夏を迎える頃から、多くの釣具店に設置される「ハゼ釣り」コーナー。
“ハゼ”ことマハゼは、日本の沿岸部に広く棲息している一年魚で、主な釣り場は、河口付近、海辺の水路、港、船溜まりなどです。7月頃はまだ小型で“デキハゼ”などと呼ばれますが、8月のお盆過ぎから秋にかけては、大きなもので20cm近くに育ちます。

ハゼ釣りの魅力は、なんといっても「誰でも釣れて」「美味しい」こと。
仔魚は春に生まれ、夏になると汽水域や内湾の浅瀬に押し寄せます。釣りが盛んなのは、東京エリア(東京湾やその周辺の河川)が代表格ですが、ほかにも東北の仙台湾、中京の浜名湖周辺、大阪の淀川など、ハゼがよく釣れる場所は各地にあり、今も広がっています。

ハゼは港湾部、運河や水路、河川の下流部など釣り場が多彩
ハゼは港湾部、運河や水路、河川の下流部など釣り場が多彩

ハゼ釣りは釣り方もいろいろあります。

ハゼ釣りの代表的な釣り方

  • ● 岸からのミャク釣り
  • ● 岸からのウキ釣り
  • ● 岸からのチョイ投げ(リール)釣り
  • ● 岸からのルアー釣り(ハゼクラ)
  • ● ボート(船)からのミャク釣りやルアー釣り

ミャク釣り、ウキ釣り、チョイ投げ釣りは、いずれもアオイソメを使ったエサ釣りです。
リールなしのノベザオを使うか、リールザオを使うかの違いはありますが、基本はどちらも同じで、トントンとオモリで底を軽く叩くか、あるいはオモリで底を軽く叩きながら、ゆっくり手前に仕掛けを引っ張って来ます(ウキ釣りの場合はエサが底を這うくらいのウキ下にして自然に漂わせます)。すると興味を持ったハゼが近づいてくるので、あとはエサに食い付けばアタリが出ます。アタリがあれば、はっきりとした振動が手に伝わるので迷うことはありません。

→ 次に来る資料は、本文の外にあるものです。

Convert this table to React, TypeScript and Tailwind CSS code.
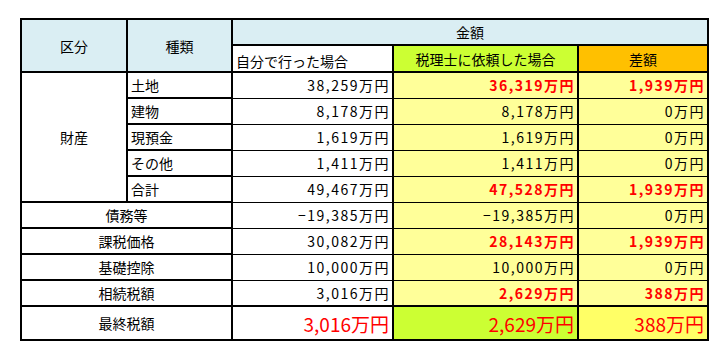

ノベザオの釣りもリールザオの釣りも基本は同じ。ハゼは底にいる魚なので、釣る時もエサが底近くを動くようにします
ノベザオの釣りもリールザオの釣りも基本は同じ。ハゼは底にいる魚なので、釣る時もエサが底近くを動くようにします
ボートからのミャク釣りで釣れたハゼと仕掛け。同じ仕掛けで岸から釣ることもできます

もう一つのルアー釣り(ハゼクラ)は、最近人気の釣り方で、管理釣り場でニジマスをねらうのと同じくらいの大きさのクランクベイトを使います。クランクベイトはリールを巻くと水中に潜り込むので、その動きを利用して、連続的に底をなめるように動かします。すると、周囲にいるハゼが、「エサを見つけた仲間がいるのか?」と興味を持って集まって来て、その時にハリ(ハリが光ることでエサのように見えているのでは? と言われます)に食い付いて釣れます。

エサがなくても手軽にハゼがねらえるため、ハゼクラはちょっとしたブーム。ただし、誰でも確実に釣れるのはやはりエサ釣りです

いずれにしても、ハゼが釣れる場所は毎年それほど大きく変わりません。釣り雑誌のフィールド紹介や釣具店に掲示されているおすすめポイントを参考に出かけてみましょう。釣ったハゼはもちろん美味しく食べられます。昔から江戸前の天ぷらでは「マハゼが一番美味」という人もいて、味のよさは折り紙付きです。

ハゼの天ぷらが味わえるのは釣り人の特権

最後に、和竿を使ったハゼ釣りもご紹介しましょう。
ハゼ釣りでは、今も天然素材の和竿を好んで使う熱心なファンがいます。「ハゼの中通し竿」は、江戸和竿の代表的なジャンルの1つで、主に船の上で使います。左右に1本ずつハゼ竿を準備。船が釣り場に到着したら、左右の手に持ったサオを交互に上下に動かして、オモリでトントンと底を叩きハゼの食いを誘います。

左右に1本ずつの和竿で楽しむハゼ釣り。一度に2本のサオを操作するので、100尾が釣れる「束釣り」も珍しくありません。道具の美しさとアタリの両方を堪能します

老若男女楽しめて、伝統の釣りも今なお残るハゼ釣り。
ぜひ一度、挑戦してみてください。

※このコンテンツは、2020年9月の情報をもとに作成しております。最新の情報とは異なる場合がございますのでご了承ください。